Kerinduan seperti ini mirip dengan apa yang saya katakan dalam masalah akhlak, sebagai tidak sesuai dengan logika fungsional. Akan tetapi ia merupakan salah satu di antara nilai‑nilai utama (summum bonum), misalnya altruisme. Manusia, secara etik, menjunjung tinggi kebaikan, kemuliaan, altruisme, dan pengorbanan, dan menganggapnya sebagai nilai‑nilai luhur. Di sini lantas dapat dibedakan antara kerinduan yang bersifat hawa nafsu (syahwani) dari kerinduan yang bukan syahwani. Jika persoalannya adalah persoalan cinta dua orang dan berkaitan dengan nafsu, maka tujuannya adalah ingin bersama‑sama dengan orang yang dirindukan dan melampiaskan cinta dengan pertemuan dengan sang kekasih. Akan tetapi, kerinduan yang kita bicarakan ini tidak ada urusannya dengan kebersamaan dan pertemuan dengan sang kekasih. Artinya, kerinduan tersebut tidak terdiri dari dua orang, dan pusatnya adalah diri sendiri. Itu sebabnya, maka tema ini lebih rumit dan membutuhkan analisis mendalam agar kita dapat mengetahui apa yang sebenarnya dialami oleh manusia, dari mana datangnya kerinduan tersebut, dan mengapa pula manusia menghadapinya dengan sikap pasrah semata, dalam arti dirinya seakan-akan lenyap begitu saja, sampai‑sampai Maulawi menulis sebuah puisi dalam bahasa Persianya, antara lain, sebagai berikut:

Kerinduan adalah penakluk

dan aku tunduk di bawah paksaan kerinduan

Aku pun memancarkan sinar bagai rembulan

karena cahaya rindu.

Kerinduan dapat mengantarkan seseorang pada suatu tingkat yang di situ dia ingin menjadikan ma’syuq-nya sebagai Tuhan (sesuatu yang dipuja) dan dirinya sebagai hambanya. Dengan demikian, dia melihat ma’syuq-nya tersebut sebagai al‑wujud, yakni al‑wujud al‑muthlaq (yang mutlak ada), dan dirinya sebagai 'adam (tidak ada).

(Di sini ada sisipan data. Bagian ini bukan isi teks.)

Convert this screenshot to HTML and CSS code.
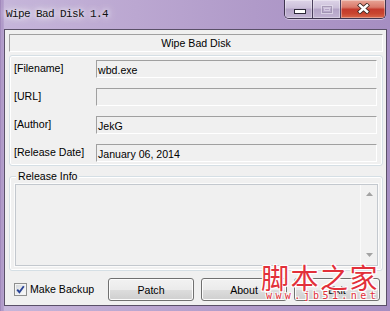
FILE: index.html
```html
<!DOCTYPE html>
<html lang="en">
<head>
<meta charset="utf-8">
<title>Wipe Bad Disk 1.4</title>
<link rel="stylesheet" href="styles.css">
</head>
<body>
<div class="window">
  <div class="titlebar">
    <span class="title">Wipe Bad Disk 1.4</span>
    <div class="caption">
      <div class="cbtn min">
        <svg width="12" height="5" viewBox="0 0 12 5"><rect x="0.5" y="0.5" width="11" height="4" fill="#fff" stroke="#2b2838"/></svg>
      </div>
      <div class="cbtn max">
        <svg width="12" height="9" viewBox="0 0 12 9"><rect x="0.5" y="0.5" width="11" height="8" fill="none" stroke="#e6e0ee" stroke-opacity="0.7"/><rect x="1.5" y="1.5" width="9" height="6" fill="none" stroke="#9c90ad" stroke-opacity="0.8"/><rect x="3.5" y="3.5" width="5" height="2" fill="none" stroke="#e6e0ee" stroke-opacity="0.6"/></svg>
      </div>
      <div class="cbtn close">
        <svg width="13" height="11" viewBox="0 0 13 11"><path d="M1.5 1 L11.5 10 M11.5 1 L1.5 10" stroke="#3b2520" stroke-width="4.2"/><path d="M2 1.5 L11 9.5 M11 1.5 L2 9.5" stroke="#fff" stroke-width="2.4"/></svg>
      </div>
    </div>
  </div>

  <div class="client">
    <div class="header">Wipe Bad Disk</div>

    <div class="group fields">
      <div class="label">[Filename]</div><div class="field">wbd.exe</div>
      <div class="label">[URL]</div><div class="field"></div>
      <div class="label">[Author]</div><div class="field">JekG</div>
      <div class="label">[Release Date]</div><div class="field">January 06, 2014</div>
    </div>

    <div class="group release">
      <span class="legend">Release Info</span>
      <div class="memo">
        <div class="memo-text"></div>
        <div class="vscroll">
          <svg width="7" height="4" viewBox="0 0 7 4"><path d="M0 4 L3.5 0 L7 4Z" fill="#a3a3a3"/></svg>
          <svg width="7" height="4" viewBox="0 0 7 4"><path d="M0 0 L3.5 4 L7 0Z" fill="#a3a3a3"/></svg>
        </div>
      </div>
    </div>

    <div class="actions">
      <label class="check">
        <span class="box"><svg width="11" height="11" viewBox="0 0 11 11"><path d="M2.2 5.6 L4.4 8.2 L8.8 2.2" fill="none" stroke="#2a4496" stroke-width="1.9"/></svg></span>
        <span>Make Backup</span>
      </label>
      <button class="btn">Patch</button>
      <button class="btn">About</button>
      <button class="btn">Exit</button>
    </div>
  </div>

  <div class="watermark">
    <div class="wm-cn">脚本之家</div>
    <div class="wm-url">www.jb51.net</div>
  </div>
</div>
</body>
</html>
```

FILE: styles.css
```css
* { box-sizing: border-box; }

html, body {
  margin: 0;
  padding: 0;
}

body {
  width: 390px;
  height: 311px;
  overflow: hidden;
  background: #b39dcb;
  font-family: "Liberation Sans", Arial, sans-serif;
  font-size: 10.6px;
  color: #000;
}

.window {
  position: relative;
  width: 390px;
  height: 311px;
  background:
    linear-gradient(90deg, #9a80b6 0, #b9a5cf 2px, #a78fc3 3px, transparent 4px),
    linear-gradient(90deg, #c6b6da 0%, #bba7d1 35%, #b09ac9 65%, #a68ec2 100%);
}

/* ---------- title bar ---------- */
.titlebar {
  height: 29px;
  display: flex;
  justify-content: space-between;
  align-items: flex-start;
}

.title {
  margin-top: 8px;
  padding-left: 6px;
  font-family: "Liberation Mono", "DejaVu Sans Mono", monospace;
  font-size: 11px;
  letter-spacing: -0.6px;
  line-height: 12px;
  color: #111;
  text-shadow: 0 0 5px #fff, 0 0 9px rgba(255,255,255,0.9), 0 0 14px rgba(255,255,255,0.7);
}

.caption {
  display: flex;
  height: 19px;
  margin-right: 4px;
  border: 1px solid #3f354f;
  border-top: none;
  border-radius: 0 0 5px 5px;
  overflow: hidden;
  box-shadow: 0 1px 0 rgba(255,255,255,0.45);
}

.cbtn {
  height: 18px;
  display: flex;
  justify-content: center;
  box-shadow: inset 0 0 0 1px rgba(255,255,255,0.35);
}

.cbtn.min {
  width: 27px;
  align-items: flex-end;
  padding-bottom: 4px;
  padding-left: 3px;
  background: linear-gradient(#ddd4e8 0%, #cbbfd9 45%, #b3a3c6 50%, #c2b4d3 100%);
}

.cbtn.max {
  width: 28px;
  align-items: flex-start;
  padding-top: 5px;
  border-left: 1px solid #4a3f5c;
  background: linear-gradient(#ddd4e8 0%, #cbbfd9 45%, #b3a3c6 50%, #c2b4d3 100%);
}

.cbtn.close {
  width: 45px;
  align-items: center;
  padding-bottom: 1px;
  border-left: 1px solid #4a3f5c;
  background: linear-gradient(#e8a597 0%, #d9796a 40%, #c43b2d 52%, #c9452f 75%, #d9684c 100%);
}

/* ---------- client ---------- */
.client {
  height: 277px;
  margin: 0 3px 0 4px;
  padding: 4px 3px 0 4px;
  background: #f0f0f0;
  border: 1px solid #5a5068;
}

.header {
  height: 18px;
  line-height: 16px;
  text-align: center;
  border-top: 1px solid #a0a0a0;
  border-left: 1px solid #a0a0a0;
  border-bottom: 1px solid #fff;
  border-right: 1px solid #fff;
}

.group {
  border: 1px solid #d5dfe5;
  border-radius: 3px;
  box-shadow: inset 0 0 0 1px #fff;
}

.fields {
  margin-top: 3px;
  height: 111px;
  padding: 4px 5px 3px 4px;
  display: grid;
  grid-template-columns: 82px 1fr;
  grid-auto-rows: 18px;
  row-gap: 10px;
  align-items: center;
}

.label {
  line-height: 16px;
  padding-bottom: 2px;
}

.field {
  height: 18px;
  line-height: 16px;
  padding-left: 1px;
  padding-top: 1px;
  border-top: 1px solid #a0a0a0;
  border-left: 1px solid #a0a0a0;
  border-bottom: 1px solid #fff;
  border-right: 1px solid #fff;
}

.release {
  position: relative;
  margin-top: 10px;
  height: 95px;
  padding: 7px 4px 3px 5px;
}

.legend {
  position: absolute;
  top: -7px;
  left: 6px;
  padding: 0 2px;
  line-height: 12px;
  background: #f0f0f0;
}

.memo {
  height: 82px;
  display: flex;
  border: 1px solid #c3c8ce;
  box-shadow: 0 0 0 1px #fbfbfb;
  background: #f0f0f0;
}

.memo-text {
  flex: 1;
}

.vscroll {
  width: 17px;
  display: flex;
  flex-direction: column;
  justify-content: space-between;
  align-items: center;
  padding: 7px 0 8px 1px;
  border-left: 1px solid #fafafa;
  background: #f1f1f1;
}

.vscroll svg { display: block; }

/* ---------- bottom actions ---------- */
.actions {
  margin-top: 7px;
  height: 23px;
  display: flex;
  align-items: center;
  gap: 7px;
  padding-left: 5px;
}

.check {
  width: 87px;
  display: flex;
  align-items: center;
  gap: 3px;
  padding-bottom: 1px;
}

.box {
  width: 13px;
  height: 13px;
  border: 1px solid #8e8f8f;
  background: linear-gradient(135deg, #cfd3d8 0%, #eef0f2 60%, #fbfbfb 100%);
  box-shadow: inset 0 0 0 1px #f4f4f4;
  display: flex;
  align-items: center;
  justify-content: center;
}

.box svg { display: block; }

.btn {
  width: 86px;
  height: 23px;
  padding: 0;
  font: inherit;
  color: #000;
  border: 1px solid #707070;
  border-radius: 3px;
  background: linear-gradient(#f2f2f2 0%, #ebebeb 50%, #dddddd 51%, #cfcfcf 100%);
  box-shadow: inset 0 0 0 1px #fcfcfc;
}

/* ---------- watermark overlay ---------- */
.watermark {
  position: absolute;
  left: 261px;
  top: 262px;
  pointer-events: none;
}

.wm-cn {
  font-family: "Noto Sans CJK SC", sans-serif;
  font-size: 28px;
  font-weight: 400;
  letter-spacing: 1.5px;
  line-height: 30px;
  color: #e2303a;
  text-shadow: 1px 1px 0 #fff, -1px -1px 0 #fff, 1px -1px 0 #fff, -1px 1px 0 #fff, 0 0 3px #fff;
}

.wm-url {
  margin-top: -1px;
  padding-left: 5px;
  font-family: "DejaVu Sans Mono", monospace;
  font-size: 10px;
  letter-spacing: 3.4px;
  line-height: 10px;
  color: #e2303a;
  text-shadow: 1px 1px 0 #fff, -1px -1px 0 #fff, 1px -1px 0 #fff, -1px 1px 0 #fff;
}
```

Kategori apa ini? Dari mana sumbernya? Dan apa pula hakikatnya?

Ada teori yang mengatakan bahwa kerinduan, dalam bentuknya yang mana pun, berakar pada seks. Ada pula teori lain yang didukung oleh para filosof kita. Yakni, teori yang mengatakan. adanya dua jenis kerinduan: kerinduan jasmani dan kerinduan rohani. Sedangkan teori yang ketiga, merupakan teori yang ingin melakukan sintesa antara kedua teori sebelumnya.

Di samping ketiga teori itu, ada pula teori Freud, seorang ahli psikoanalisa terkemuka, yang berpendapat bahwa sumber segala sesuatu, tak terkecuali. cinta, adalah seks. Freud meyakini bahwa pengetahuan, kedermawanan, kebajikan, keutamaan, ibadah, kerinduan, dan lain‑lain, bersumber dari seks (libido seksual). Sekarang teori ini tidak lagi diterima oleh siapa pun.

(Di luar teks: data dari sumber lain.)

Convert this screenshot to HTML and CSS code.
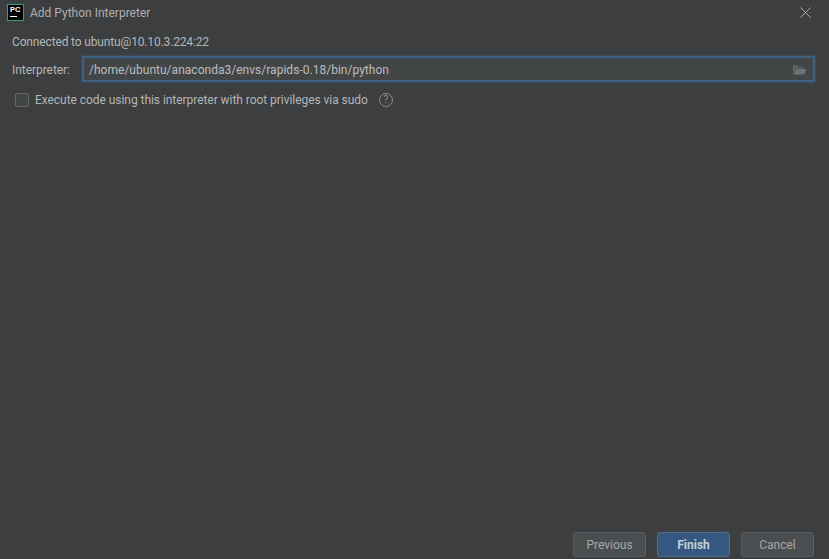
FILE: index.html
```html
<!DOCTYPE html>
<html lang="en">
<head>
<meta charset="utf-8">
<title>Add Python Interpreter</title>
<link rel="stylesheet" href="styles.css">
</head>
<body>
<div class="dialog">
  <header class="titlebar">
    <div class="logo"><span class="logo-text">PC</span><span class="logo-bar"></span></div>
    <span class="title">Add Python Interpreter</span>
    <svg class="close" width="11" height="11" viewBox="0 0 11 11"><path d="M0.5 0.5L10.5 10.5M10.5 0.5L0.5 10.5" stroke="#a8aaab" stroke-width="1" fill="none"/></svg>
  </header>
  <main class="content">
    <div class="connected">Connected to ubuntu@10.10.3.224:22</div>
    <div class="field-row">
      <label class="label">Interpreter:</label>
      <div class="input">
        <span class="path">/home/ubuntu/anaconda3/envs/rapids-0.18/bin/python</span>
        <svg class="folder" width="15" height="11" viewBox="0 0 15 11"><path d="M1 10V1.500h4.500l1 1.500H12v1.500H4L1 10z" fill="#5f6365"/><path d="M4.200 5h10.300l-2.300 5.500H1.500z" fill="#6f7274"/></svg>
      </div>
    </div>
    <div class="check-row">
      <span class="checkbox"></span>
      <span class="check-label">Execute code using this interpreter with root privileges via sudo</span>
      <span class="help">?</span>
    </div>
  </main>
  <footer class="buttons">
    <button class="btn">Previous</button>
    <button class="btn primary">Finish</button>
    <button class="btn">Cancel</button>
  </footer>
</div>
</body>
</html>
```
FILE: styles.css
```css
* { box-sizing: border-box; }
html, body { margin: 0; height: 100%; }
body {
  background: #3c3e3f;
  color: #b4b6b7;
  font-family: Roboto, "Open Sans", sans-serif;
  font-size: 12px;
  overflow: hidden;
}
.dialog { display: flex; flex-direction: column; width: 829px; height: 559px; }
.titlebar { display: flex; align-items: center; height: 25px; padding: 0 18px 0 7px; flex: none; }
.logo {
  width: 17px; height: 17px; background: #000; border: 1px solid #2f9e83;
  display: flex; flex-direction: column; padding: 1px 2px; color: #fff; margin-right: 6px;
}
.logo-text { font: bold 7.5px/8px "Liberation Sans", sans-serif; }
.logo-bar { width: 7px; height: 1px; background: #fff; margin-top: 2px; }
.title { flex: 1; color: #aeb0b1; }
.content { flex: 1; padding: 9px 14px 0 12px; }
.connected { height: 16px; line-height: 16px; letter-spacing: -0.15px; }
.field-row { display: flex; align-items: center; margin-top: 6px; height: 26px; }
.label { width: 70px; flex: none; padding-top: 1px; letter-spacing: -0.05px; }
.input {
  flex: 1; height: 26px; display: flex; align-items: center; justify-content: space-between;
  background: #434647; border: 2px solid #3d6185; padding: 0 6px 0 5px; color: #bbbcbd; outline: 1px solid #3a4955;
}
.path { padding-top: 2px; letter-spacing: 0.02px; }
.check-row { display: flex; align-items: center; margin-top: 4px; height: 28px; padding-left: 3px; }
.checkbox { width: 14px; height: 14px; border: 1px solid #666869; border-radius: 2px; background: #434647; margin-right: 6px; }
.check-label { letter-spacing: -0.05px; }
.help {
  width: 14px; height: 14px; border-radius: 50%; border: 1px solid #8b8d8e; margin-left: 11px;
  display: flex; align-items: center; justify-content: center; font-size: 10px; line-height: 1; color: #8b8d8e;
}
.buttons { display: flex; justify-content: flex-end; gap: 11px; padding: 0 15px 2px 0; flex: none; }
.btn {
  width: 73px; height: 25px; background: #4a4e50; border: 1px solid #5a5e60; border-radius: 3px;
  color: #a5a7a8; font: 12px Roboto, "Open Sans", sans-serif; padding: 0;
}
.btn.primary { background: #365880; border-color: #4c708c; color: #c5cfd8; font-weight: 700; }
```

Di samping itu muncul pula teori lain yang mengatakan bahwa di dalam kerinduan itu terdapat aspek-aspek yang tidak sejalan dengan aspek‑aspek seksual. Artinya, aspek‑aspek tersebut tidak bersumber dari saraf‑saraf seksual. Sebab, kondisi yang berkaitan dengan seks dapat disamakan dengan rasa lapar, sedangkan rasa lapar merupakan sesuatu yang dialami dalam diri manusia. Ketika seseorang merasa lapar, beberapa saraf pencernaan mengalami perenggangan, dan itu tidak terjadi saat dia kenyang. Sedangkan kerinduan tidak dapat ditempatkan di bawah proses tersebut. Itu sebabnya, maka dikatakan bahwa kerinduan bersifat seksual jika dilihat dari awal‑mulanya, tetapi bukan seksual dalam hal proses dan tujuannya. Maknanya, kerinduan dimulai dengan awalan yang bersifat seksual dan syahwani, tetapi pada tahap akhir ia berubah menjadi hal yang bersifat rohani.

Dalam buku Ladzaidz al‑falsafah, Will Durant, seorang ahli sejarah filsafat, menuliskan suatu kajian tentang kerinduan, dan secara khusus mendukung teori di atas, sesudah menyinggung dan menyerang teori Freud. Will Durant mengatakan, "Tidak, tidak demikian. Yang benar adalah bahwa cinta itu merubah alur, tujuan, dan karakteristik kerinduan, bahkan prosesnya pula. Sebab, ia keluar dari kondisi seksual secara total." Seterusnya Will Durant mengemukakan kesalahan mendasar teori Freud.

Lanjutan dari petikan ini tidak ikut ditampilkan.